Serious question - do you think cloud computing or GPU compute on PS4 will have more of an impact in this upcoming generation? Personally I'd guess cloud computing but its more a hunch....

Someone will have to do something interesting with cloud computing before it becomes worth talking about. Microsoft have turned it into a running joke.

There are plenty of things on a server end that could potentially benefit from cloud computing (at a cost, apparently, if I understood all of the Titanfall stuff correctly), and especially the flexible dedicated server clouds will be very nice. But someone has to invent something that's both latency-tolerant and "interesting" to do on the client side before any of this cloud computing stuff gets taken seriously or is at all comparable to something like GPU compute.

If I'm right it seems to me that the team looked at the additional processing power and wanted to find ways to use it since it was already there. I'm confident the first party studios will use it not sure if 3rd parties will touch it. Perhaps it would be a good exercise to look at how GPU compute could be useful.

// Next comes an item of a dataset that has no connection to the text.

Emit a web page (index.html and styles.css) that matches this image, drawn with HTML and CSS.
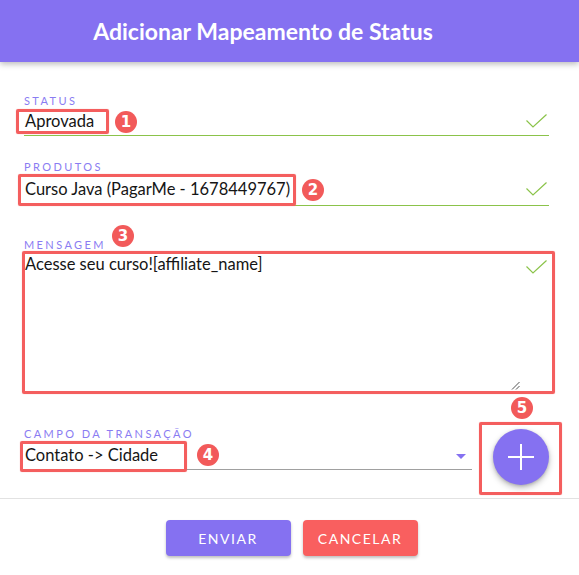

Of course 3rd parties will use it. Don't buy into this prevailing game development mythos where only first parties have any clue what they're doing. It's not at all grounded in reality.
 
I think Cerny mentioned during one of the early interviews that Sony primarily expect middleware to use GPU compute.
I still fail to see how GPGPU is going to work with the coherent system memory. It looks like any GPU access to cached system pages needs to go through the onion bus, that's only 10GB/s. I don't see how you'll be able to run jobs on GPGPU and share cpu data structures at the same time without hitting bandwidth limits eventually.

GPGPU is going to involve a lot of tricks and copies to work imo.

Also don't these jaguar cores have AVX support, so they're pretty wide 8 floats, might be easier to just use AVX for vector heavy calcs. You'll enjoy more coherent memory bandwidth and you have a lot more L2 space vs the GPU.